アメリカ:地域水素ハブ(H2Hubs)プログラム
アメリカは、インフラ投資雇用法に基づき、全米で6〜10ヶ所の地域水素ハブを設立するための資金支援(総額80億ドル)を計画しています。このプログラムは、様々な地域特性(再生可能エネルギー資源、既存産業、インフラ、地理的条件など)に応じた多様な水素バリューチェーンを構築することを目的としています。選定された各ハブでは、製造、輸送、貯蔵、利用といったバリューチェーン全体を地域内で連携させるための具体的な計画が策定されており、地域主導の取り組みを連邦政府が支援する形となっています。
国際事例から学ぶ政策的な示唆
これらの海外事例からは、日本の政策立案にとって重要な示唆が得られます。
- 多様な地域特性への対応: 一律の政策ではなく、各地域の再エネポテンシャル、産業構造、既存インフラ、地理的条件などを考慮した、地域ごとの特性に応じたきめ細かな政策支援が求められます。

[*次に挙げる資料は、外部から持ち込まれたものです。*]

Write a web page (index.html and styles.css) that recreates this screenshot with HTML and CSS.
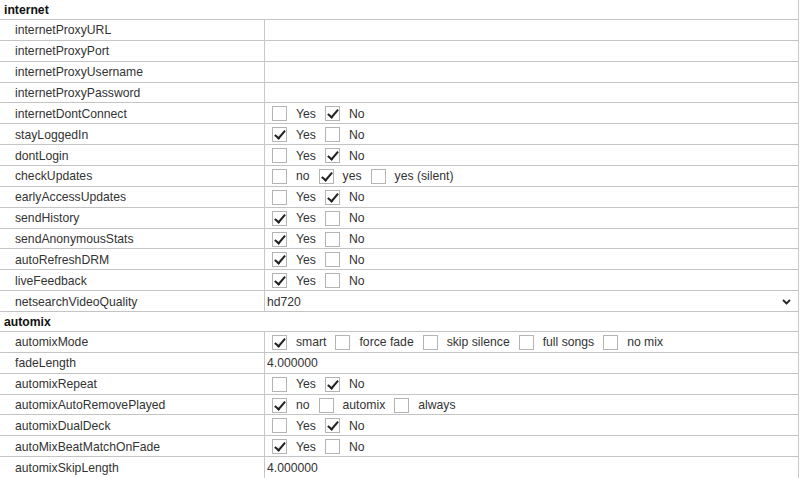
FILE: index.html
```html
<!DOCTYPE html>
<html lang="en">
<head>
    <meta charset="UTF-8">
    <title>Settings</title>
    <link rel="stylesheet" href="styles.css">
</head>
<body>
    <div class="settings">
        <div class="section">internet</div>
        <div class="row"><div class="key">internetProxyURL</div><div class="val"></div></div>
        <div class="row"><div class="key">internetProxyPort</div><div class="val"></div></div>
        <div class="row"><div class="key">internetProxyUsername</div><div class="val"></div></div>
        <div class="row"><div class="key">internetProxyPassword</div><div class="val"></div></div>
        <div class="row"><div class="key">internetDontConnect</div><div class="val">
            <span class="opt"><span class="box"></span>Yes</span>
            <span class="opt"><span class="box on"></span>No</span>
        </div></div>
        <div class="row"><div class="key">stayLoggedIn</div><div class="val">
            <span class="opt"><span class="box on"></span>Yes</span>
            <span class="opt"><span class="box"></span>No</span>
        </div></div>
        <div class="row"><div class="key">dontLogin</div><div class="val">
            <span class="opt"><span class="box"></span>Yes</span>
            <span class="opt"><span class="box on"></span>No</span>
        </div></div>
        <div class="row"><div class="key">checkUpdates</div><div class="val">
            <span class="opt"><span class="box"></span>no</span>
            <span class="opt"><span class="box on"></span>yes</span>
            <span class="opt"><span class="box"></span>yes (silent)</span>
        </div></div>
        <div class="row"><div class="key">earlyAccessUpdates</div><div class="val">
            <span class="opt"><span class="box"></span>Yes</span>
            <span class="opt"><span class="box on"></span>No</span>
        </div></div>
        <div class="row"><div class="key">sendHistory</div><div class="val">
            <span class="opt"><span class="box on"></span>Yes</span>
            <span class="opt"><span class="box"></span>No</span>
        </div></div>
        <div class="row"><div class="key">sendAnonymousStats</div><div class="val">
            <span class="opt"><span class="box on"></span>Yes</span>
            <span class="opt"><span class="box"></span>No</span>
        </div></div>
        <div class="row"><div class="key">autoRefreshDRM</div><div class="val">
            <span class="opt"><span class="box on"></span>Yes</span>
            <span class="opt"><span class="box"></span>No</span>
        </div></div>
        <div class="row"><div class="key">liveFeedback</div><div class="val">
            <span class="opt"><span class="box on"></span>Yes</span>
            <span class="opt"><span class="box"></span>No</span>
        </div></div>
        <div class="row"><div class="key">netsearchVideoQuality</div><div class="val select">
            <span>hd720</span>
            <svg class="chevron" width="9" height="6" viewBox="0 0 9 6"><path d="M1 1 L4.5 4.5 L8 1" fill="none" stroke="#222" stroke-width="1.8"/></svg>
        </div></div>

        <div class="section">automix</div>
        <div class="row"><div class="key">automixMode</div><div class="val">
            <span class="opt"><span class="box on"></span>smart</span>
            <span class="opt"><span class="box"></span>force fade</span>
            <span class="opt"><span class="box"></span>skip silence</span>
            <span class="opt"><span class="box"></span>full songs</span>
            <span class="opt"><span class="box"></span>no mix</span>
        </div></div>
        <div class="row"><div class="key">fadeLength</div><div class="val text">4.000000</div></div>
        <div class="row"><div class="key">automixRepeat</div><div class="val">
            <span class="opt"><span class="box"></span>Yes</span>
            <span class="opt"><span class="box on"></span>No</span>
        </div></div>
        <div class="row"><div class="key">automixAutoRemovePlayed</div><div class="val">
            <span class="opt"><span class="box on"></span>no</span>
            <span class="opt"><span class="box"></span>automix</span>
            <span class="opt"><span class="box"></span>always</span>
        </div></div>
        <div class="row"><div class="key">automixDualDeck</div><div class="val">
            <span class="opt"><span class="box"></span>Yes</span>
            <span class="opt"><span class="box on"></span>No</span>
        </div></div>
        <div class="row"><div class="key">autoMixBeatMatchOnFade</div><div class="val">
            <span class="opt"><span class="box on"></span>Yes</span>
            <span class="opt"><span class="box"></span>No</span>
        </div></div>
        <div class="row last"><div class="key">automixSkipLength</div><div class="val text">4.000000</div></div>
    </div>
</body>
</html>
```

FILE: styles.css
```css
body {
    margin: 0;
    background: #fff;
    font-family: 'Liberation Sans', Arial, sans-serif;
    font-size: 12.2px;
    color: #333;
}

.settings {
    width: 799px;
    border-right: 1px solid #c8c8c8;
    box-sizing: border-box;
}

.section {
    height: 20px;
    line-height: 20px;
    padding-left: 4px;
    font-weight: bold;
    color: #111;
    border-bottom: 1px solid #c4c4c4;
    box-sizing: border-box;
}

.row {
    display: grid;
    grid-template-columns: 265px 1fr;
    height: 20.86px;
    border-bottom: 1px solid #c4c4c4;
    box-sizing: border-box;
}

.row.last {
    border-bottom: none;
}

.key {
    padding-left: 15px;
    border-right: 1px solid #c8c8c8;
    display: flex;
    align-items: center;
    padding-top: 1px;
}

.val {
    display: flex;
    align-items: center;
    gap: 9px;
    padding-left: 7px;
    padding-top: 1px;
}

.val.text {
    padding-left: 2px;
}

.val.select {
    padding-left: 2px;
    padding-right: 7px;
    justify-content: space-between;
}

.opt {
    display: flex;
    align-items: center;
    gap: 9px;
}

/* checkbox look */
.box {
    width: 15px;
    height: 15px;
    border: 1px solid #b4b4b4;
    background: #fff;
    box-sizing: border-box;
    position: relative;
}

.box.on::after {
    content: "";
    position: absolute;
    left: 4px;
    top: 0px;
    width: 4px;
    height: 9px;
    border-right: 2px solid #222;
    border-bottom: 2px solid #222;
    transform: rotate(40deg);
}
```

- インフラ整備と需要創出の一体的な推進: 水素製造能力を高めるだけでなく、それを輸送・貯蔵し、最終的に利用するまでのインフラ整備と需要創出を地域内でバランス良く進めることが重要です。政策支援も、製造、輸送、利用の各段階で連携して行う必要があると考えられます。
- 地域主体での計画策定と中央政府による支援: アメリカのH2Hubsプログラムのように、地域が主体となって具体的なバリューチェーン構築計画を策定し、国が資金的、制度的な支援を行うという形が効果的である可能性があります。地域内の多様なステークホルダー(自治体、企業、研究機関、住民)の連携を促進する仕組みも重要です。
- 規制緩和と標準化: 新しい技術やインフラの導入を円滑に進めるためには、地域レベルおよび国レベルでの規制の見直しや、技術・安全基準の標準化が不可欠です。
- 国際的な連携: 地域によっては、水素の輸出入を見据えた国際的なサプライチェーンの一部となる可能性もあります。海外の港湾ハブなどとの連携も視野に入れる必要があると考えられます。
日本における地域連携の展望
日本においても、国土の多様性や地域ごとの産業構造を考慮すると、地域連携型の水素バリューチェーン構築は非常に有効なアプローチと言えます。例えば、再生可能エネルギー資源が豊富な地域でのグリーン水素製造、既存の石油化学コンビナートや製鉄所が立地する地域での産業用水素利用、港湾地域での輸入水素の受け入れと供給など、それぞれの地域が持つ強みを活かした取り組みが考えられます。
今後の政策展開においては、以下の点が重要となるでしょう。
- 地域ごとのポテンシャル評価と目標設定: 各地域の再生可能エネルギーポテンシャル、既存インフラ、産業構造などを詳細に評価し、地域特性に応じた現実的かつ野心的な水素導入目標を設定することが、具体的な連携計画策定の起点となります。
- ステークホルダー間の連携促進: 異なる業界の企業、自治体、研究機関、金融機関など、多岐にわたるステークホルダー間の対話を促進し、共通認識の形成と連携体制の構築を支援する仕組みが必要です。
- 資金支援とリスク低減: 地域レベルでの大規模プロジェクトには、初期投資への資金支援や、需要変動リスク、技術リスクに対する政策的なリスク低減策が不可欠です。
- 情報共有とベストプラクティスの普及: 先進的な地域連携事例や技術開発の最新情報を広く共有し、他の地域が参考にできるベストプラクティスを普及させることも重要です。
結論
水素エネルギーによる脱炭素社会の実現に向けては、国全体の戦略とともに、地域ごとの実情に即したバリューチェーン構築が不可欠です。海外主要国の事例は、地域特性を活かした連携、インフラ整備と需要創出の一体推進、地域主体での計画策定と中央政府の支援というアプローチが有効であることを示唆しています。
日本においても、各地域のポテンシャルを最大限に引き出し、多様なステークホルダー間の連携を促進する政策を通じて、地域連携型の水素バリューチェーンを戦略的に構築していくことが、効率的で早期な水素社会実現への鍵となるものと考えられます。今後の政策立案においては、国内外の最新動向や成功・失敗事例を継続的に分析し、地域特性に応じた柔軟かつ実効性のある支援策を検討していくことが求められます。